Blackhawks visit Canucks, seek fifth straight road win

VANCOUVER, British Columbia — Their top goaltender is still out, and a playoff berth remains elusive.

But the Chicago Blackhawks are starting to show signs of life in an otherwise disappointing season.

The Blackhawks (24-19-7) head into Thursday’s game at Vancouver (20-24-6) with two straight wins and four consecutive road victories. In fact, the Blackhawks have won five of their past six away from the United Center.

That bodes well for coach Joel Quenneville’s crew as the Blackhawks partake in their third of seven road contests in a nine-game span. But Quenneville knows that the road to the postseason still has plenty of potholes.

Corey Crawford’s return from an upper-body injury, suffered in late December, remains uncertain after his return to the ice was delayed for unspecified reasons this week. Meanwhile, the Hawks are four points out of a Western Conference wild-card spot and miles away from a top-three spot, which would guarantee a postseason berth, in the Central Division.

“Everybody’s aware of the urgency that’s needed and the fact we’re in the position we’re in and how we’ve got to get to a certain number,” Quenneville told reporters recently. “We keep saying we need to put a run together. That’s going to be a great test. … We control our destiny here and we haven’t put a great run together. That’s what we’re looking to find.”

The Blackhawks improved their playoff hopes slightly with a 2-1 victory over the Predators in Nashville on Tuesday.

“That was a huge win for us,” Quenneville told reporters.

He will be looking for a much better effort than the one the Blackhawks delivered in Vancouver on Dec. 28, when they bowed 5-2 to the Canucks.
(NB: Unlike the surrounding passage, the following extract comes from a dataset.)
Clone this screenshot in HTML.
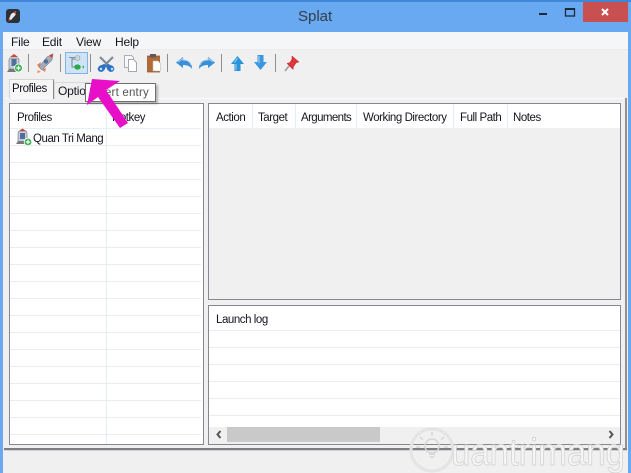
<!DOCTYPE html>
<html><head><meta charset="utf-8"><style>
html,body{margin:0;padding:0}
body{width:631px;height:473px;overflow:hidden;position:relative;background:#69a9f1;font-family:"Liberation Sans",sans-serif;font-size:11.5px;letter-spacing:-.45px;color:#15151f}
div{position:absolute;box-sizing:border-box}
.t{white-space:nowrap;line-height:14px}
.hl{height:1px;background:#ececef}
.vl{width:1px;background:#e6edf5}
.sep{width:1px;height:18px;top:54px;background:#8b8f94}
</style></head><body>
<div style="left:0;top:0;width:631px;height:2px;background:#3f86d9"></div>
<div class="t" style="left:298px;top:8px;font-size:15px;line-height:18px;color:#333d4a;letter-spacing:0">Splat</div>
<div style="left:583px;top:2px;width:45px;height:20px;background:#c85050"></div>
<svg style="position:absolute;left:0;top:0" width="631" height="32">
<rect x="6" y="9" width="14" height="14" rx="3" fill="#2c3138"/>
<path d="M9 19 L11 14 L16 11 L15.5 15 L11 20Z" fill="#e8e8e8"/><path d="M9 19l-1 2 3-1z" fill="#e2472f"/><path d="M13.5 12.5l3-1.5-1 3z" fill="#d8392c"/>
<rect x="539" y="13" width="8" height="2" fill="#1c2a3a"/>
<rect x="565.5" y="9" width="9" height="7" fill="none" stroke="#1c2a3a" stroke-width="1.3"/><rect x="565" y="8" width="10" height="2" fill="#1c2a3a"/>
<path d="M602 9l6 6M608 9l-6 6" stroke="#fff" stroke-width="2"/>
</svg>

<div style="left:3px;top:32px;width:625px;height:441px;background:#f0f0f0"></div>
<div style="left:3px;top:32px;width:625px;height:18px;background:#f5f6f8;border-bottom:1px solid #ebebec"></div>
<div class="t" style="left:11px;top:35px;font-size:12px;letter-spacing:-.2px">File</div>
<div class="t" style="left:42px;top:35px;font-size:12px;letter-spacing:-.2px">Edit</div>
<div class="t" style="left:76px;top:35px;font-size:12px;letter-spacing:-.2px">View</div>
<div class="t" style="left:115px;top:35px;font-size:12px;letter-spacing:-.2px">Help</div>

<!-- toolbar -->
<div class="sep" style="left:28px"></div><div class="sep" style="left:60px"></div><div class="sep" style="left:90px"></div><div class="sep" style="left:167px"></div><div class="sep" style="left:221px"></div><div class="sep" style="left:275px"></div>
<div style="left:65px;top:52px;width:23px;height:22px;background:#cfe3f5;border:1px solid #7fb4e6"></div>
<svg style="position:absolute;left:0;top:48px;filter:blur(.3px)" width="310" height="30">
<!-- profile -->
<path d="M10 10h8l1 2v9H9V12z" fill="#c9ced6" stroke="#7b7f86" stroke-width=".7"/><path d="M10 9l4-3 4 3z" fill="#c6473c"/><rect x="11.500" y="11" width="5" height="7" fill="#4f6f9e"/><path d="M7 24l2-3h11v3z" fill="#77797c"/><circle cx="18.500" cy="20" r="4" fill="#35b24c" stroke="#fff" stroke-width=".8"/><path d="M16.300 20h4.400M18.500 17.800v4.400" stroke="#fff" stroke-width="1.200"/>
<!-- rocket -->
<path d="M39 19L47 9l6-3-1 6-10 10z" fill="#a6acb6" stroke="#7a7f87" stroke-width=".6"/><path d="M49 7.500l4-2-1 4.500z" fill="#c8473b"/><circle cx="46" cy="13.500" r="2.200" fill="#4f6f9e"/><path d="M38 22l3 2-4 1z" fill="#e9934c"/><path d="M41 14l-4 3 2.500 3zM46 20l-1 4-3-2.500z" fill="#d57f63"/>
<!-- tree -->
<path d="M72 10v9h6M72 11h4" fill="none" stroke="#6f8a8f" stroke-width="1"/><circle cx="77.500" cy="10" r="2.500" fill="#cdd5d8" stroke="#8fa0a5" stroke-width=".6"/><ellipse cx="77.500" cy="19" rx="3.200" ry="2.600" fill="#27a84a"/><path d="M84 17.500l-2 1.500 2 1.500z" fill="#27a84a"/><path d="M69 9h6v1h-6z" fill="#7d9296"/>
<!-- scissors -->
<path d="M100 9l9 9M113 9l-9 9" stroke="#7f8b9a" stroke-width="2.200"/><path d="M104 16l-5 2-1.500 3 1.500 2.500 3 .5 2.500-2 1.500-3.500 1.500 3.500 2.500 2 3-.5 1.500-2.500-1.500-3-5-2-2 1.500z" fill="#2f72c4"/><circle cx="101" cy="21" r="1.200" fill="#cfe0f2"/><circle cx="112" cy="21" r="1.200" fill="#cfe0f2"/>
<!-- copy -->
<path d="M124.500 7.500h7l2 2v10h-9z" fill="#f6f8f9" stroke="#a9b0b6"/><path d="M128.500 11.500h5l3 3v9h-8z" fill="#fff" stroke="#a2a9b0"/>
<!-- paste -->
<path d="M147.500 8h12v16h-12z" fill="#b46a34" stroke="#8e4f24" stroke-width=".7"/><rect x="150" y="6" width="6" height="3.500" fill="#5b5b5b"/><path d="M153 13h5l2.500 2.500V23H153z" fill="#fff" stroke="#b8b8b8" stroke-width=".6"/>
<!-- undo -->
<path d="M176 14.500l7-5.500v3c6 0 9 3 9 9-2-3-5-4-9-4v3z" fill="#3b8fd6"/><path d="M178 14l5-3.500V12c4 0 7 1 8 5" fill="none" stroke="#a9d3f1" stroke-width="1"/>
<!-- redo -->
<path d="M215 14.500l-7-5.500v3c-6 0-9 3-9 9 2-3 5-4 9-4v3z" fill="#3b8fd6"/><path d="M213 14l-5-3.500V12c-4 0-7 1-8 5" fill="none" stroke="#a9d3f1" stroke-width="1"/>
<!-- up -->
<path d="M237.500 8l6.500 8h-3.500v7h-6v-7H231z" fill="#2a93dc"/><path d="M237.500 10l-3 4.500M236 16v6" stroke="#9fd5f5" stroke-width="1" fill="none"/>
<!-- down -->
<path d="M260.500 22l6.500-8h-3.500V7h-6v7H254z" fill="#3c97de"/><path d="M259 8v7" stroke="#a8d8f5" stroke-width="1"/>
<!-- pin -->
<path d="M292 8l7 6-2.500 .5-3 4-.5 3-6-6 3-1 2-3.500z" fill="#e0353c" stroke="#b82229" stroke-width=".5"/><path d="M289 18l-4 5" stroke="#9a9a9a" stroke-width="1.500"/>
</svg>

<!-- tab area -->
<div style="left:5px;top:98px;width:622px;height:1px;background:#fbfbfb"></div>
<div style="left:9px;top:79px;width:45px;height:20px;background:#f6f6f6;border:1px solid #d5d5d5;border-right:1.500px solid #8a8a8a;border-bottom:none"></div>
<div class="t" style="left:12px;top:82px">Profiles</div>
<div style="left:54px;top:82px;width:36px;height:17px;background:#f0f0f0;border:1px solid #d9d9d9;border-bottom:none"></div>
<div class="t" style="left:58px;top:84px;font-size:12px;letter-spacing:-.2px">Options</div>
<div style="left:625px;top:98px;width:2px;height:350px;background:#8f9296"></div>
<div style="left:4px;top:448px;width:623px;height:2px;background:#7d7f82"></div>
<div style="left:4px;top:450px;width:623px;height:1px;background:#d2d2d2"></div>

<!-- left panel -->
<div style="left:9px;top:103px;width:195px;height:342px;background:#fff;border:1px solid #85888e"></div>
<div style="left:10px;top:128px;width:191px;height:1px;background:#e8eef5"></div>
<div class="vl" style="left:106px;top:104px;height:340px"></div>
<div class="t" style="left:17px;top:111px">Profiles</div>
<div class="t" style="left:112px;top:111px">Hotkey</div>
<div class="hl" style="left:10px;top:145px;width:191px"></div><div class="hl" style="left:10px;top:162px;width:191px"></div><div class="hl" style="left:10px;top:179px;width:191px"></div><div class="hl" style="left:10px;top:196px;width:191px"></div><div class="hl" style="left:10px;top:213px;width:191px"></div><div class="hl" style="left:10px;top:230px;width:191px"></div><div class="hl" style="left:10px;top:247px;width:191px"></div><div class="hl" style="left:10px;top:264px;width:191px"></div><div class="hl" style="left:10px;top:281px;width:191px"></div><div class="hl" style="left:10px;top:298px;width:191px"></div><div class="hl" style="left:10px;top:315px;width:191px"></div><div class="hl" style="left:10px;top:332px;width:191px"></div><div class="hl" style="left:10px;top:349px;width:191px"></div><div class="hl" style="left:10px;top:366px;width:191px"></div><div class="hl" style="left:10px;top:383px;width:191px"></div><div class="hl" style="left:10px;top:400px;width:191px"></div><div class="hl" style="left:10px;top:417px;width:191px"></div><div class="hl" style="left:10px;top:434px;width:191px"></div>
<svg style="position:absolute;left:15px;top:128px;filter:blur(.3px)" width="18" height="18">
<path d="M4 3h7l1 2v9H3V5z" fill="#c9ced6" stroke="#7b7f86" stroke-width=".7"/><path d="M4 3l3.500-2.500L11 3z" fill="#c6473c"/><rect x="5" y="5" width="5" height="6" fill="#4f6f9e"/><path d="M1 16l2-3h10v3z" fill="#77797c"/><circle cx="13" cy="14" r="3.800" fill="#35b24c" stroke="#fff" stroke-width=".8"/><path d="M10.800 14h4.400M13 11.800v4.400" stroke="#fff" stroke-width="1.200"/>
</svg>
<div class="t" style="left:33px;top:132px">Quan Tri Mang</div>

<!-- right top panel -->
<div style="left:208px;top:103px;width:413px;height:197px;background:#f0f0f0;border:1px solid #85888e"></div>
<div style="left:209px;top:104px;width:411px;height:24px;background:#fff"></div>
<div class="vl" style="left:252px;top:104px;height:24px"></div><div class="vl" style="left:295px;top:104px;height:24px"></div><div class="vl" style="left:356px;top:104px;height:24px"></div><div class="vl" style="left:453px;top:104px;height:24px"></div><div class="vl" style="left:507px;top:104px;height:24px"></div>
<div class="t" style="left:216px;top:111px">Action</div>
<div class="t" style="left:258px;top:111px">Target</div>
<div class="t" style="left:301px;top:111px;letter-spacing:-.6px">Arguments</div>
<div class="t" style="left:363px;top:111px">Working Directory</div>
<div class="t" style="left:460px;top:111px">Full Path</div>
<div class="t" style="left:513px;top:111px">Notes</div>

<!-- log panel -->
<div style="left:208px;top:305px;width:413px;height:140px;background:#fff;border:1px solid #85888e"></div>
<div class="t" style="left:216px;top:313px">Launch log</div>
<div class="hl" style="left:209px;top:330px;width:411px"></div><div class="hl" style="left:209px;top:347px;width:411px"></div><div class="hl" style="left:209px;top:364px;width:411px"></div><div class="hl" style="left:209px;top:381px;width:411px"></div><div class="hl" style="left:209px;top:398px;width:411px"></div><div class="hl" style="left:209px;top:415px;width:411px"></div>
<div style="left:209px;top:427px;width:411px;height:17px;background:#f0f0f0"></div>
<div style="left:227px;top:427px;width:153px;height:15px;background:#c9c9c9"></div>

<svg style="position:absolute;left:0;top:0" width="631" height="473">
<path d="M220.500 431l-3 3.500 3 3.500" fill="none" stroke="#555" stroke-width="2"/>
<path d="M609.500 431l3 3.500-3 3.500" fill="none" stroke="#555" stroke-width="2"/>
<!-- watermark -->
<g fill="none" stroke="#dcdcdc" stroke-width="1.500">
<circle cx="432" cy="450" r="21" stroke-width="3" stroke="#e4e4e4"/>
<circle cx="432" cy="446" r="7" stroke="#d6d6d6"/>
<path d="M429 454h6M430 457h4M432 432v4M420 437l3 3M444 437l-3 3M416 447h4M444 447h4" stroke="#d6d6d6"/>
</g>
<text x="451" y="465" font-family="Liberation Sans,sans-serif" font-size="38" letter-spacing="0" textLength="174" lengthAdjust="spacingAndGlyphs" fill="#f6f6f6" stroke="#d4d4d4" stroke-width=".9">uantrimang</text>
</svg>

<!-- tooltip -->
<div style="left:85px;top:83px;width:71px;height:19px;background:#fdfdfd;border:1px solid #6f6f6f;box-shadow:2px 2px 2px rgba(0,0,0,.25)"></div>
<div class="t" style="left:89px;top:86px;font-size:11.500px;color:#555;letter-spacing:.2px">Insert entry</div>

<!-- arrow -->
<svg style="position:absolute;left:0;top:0" width="631" height="473">
<path d="M92 79L120 81 106 90 128 123 120 128 98 97 87 105Z" fill="#e80fc9"/>
</svg>
</body></html>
Goaltender Anton Forsberg may get a chance to redeem himself Thursday for an admittedly poor effort that night. Forsberg made 42 saves in the win over Nashville and has stopped 65 of the last 67 shots that he has faced.

He has been sharing the net with 32-year-old journeyman Jeff Glass, a former Canadian junior team star who bounced around the minors and Europe before finally making his NHL debut with Chicago this season as a result of Crawford’s injury.

Glass, a Calgary native, could get the start, considering that he starred with the Cranbrook, B.C.-based Kootenay Ice during his junior days, and Quenneville likes to give goalies a chance to play in their home areas.

But Forsberg is eager to play following his strong effort against Nashville.

“I always want to play — simple as that,” Forsberg told The Chicago Tribune. “(Glass) has been playing well, and I have to play well to get the net. It’s a competition, and that’s good.”

Meanwhile, the highly inconsistent Canucks are looking to build on their 4-3 overtime victory over Colorado on Tuesday night. The showing was much better than the one the Canucks provided in a 4-0 loss to Buffalo in their previous game.

“There (are) not a lot of nights this year that I’ve said that I didn’t like our effort,” Vancouver coach Travis Green told reporters. “But there are the nights where you’re not really happy with your group, and Buffalo was one of those games.

“I liked how our group came out (against Colorado.)”

He will have no complaints if the Canucks compete as hard against Chicago as they did in late December. That night, the trio of Thomas Vanek, Sam Gagner and Brock Boeser accounted for Vancouver’s goals.

Vanek scored two goals and added three assists, while Gagner also scored two goals and provided a helper. Boeser notched a goal and three assists.

However, the Canucks have not built on that win as they had hoped. Vancouver has only six wins in its last 22 games, and a lack of team toughness remains a concern — especially after Boeser was cross-checked face-first into the boards last week by Los Angeles defenseman Trevor Lewis.

General manager Jim Benning is taking steps to address the issue, confirming Wednesday that he will attempt to re-sign hulking defenseman Erik Gudbranson, who is slated to become a restricted free agent this summer, rather than trade him before the deadline.

“He’s a physical, stay-at-home defenseman who helps us,” Benning told Sportsnet. “We have other defensemen who are more puck-moving guys, but we don’t have anyone else with Gudbranson’s style of play.”

Benning wants players who can protect prospects such as Sweden’s Elias Petterson, Vancouver’s top draft choice this year, when they join the club in the next few seasons.

“We need to have guys on our team who will stand up for them,” Benning told Sportsnet.

Gudbranson, out recently with back spasms, is not expected to play Thursday.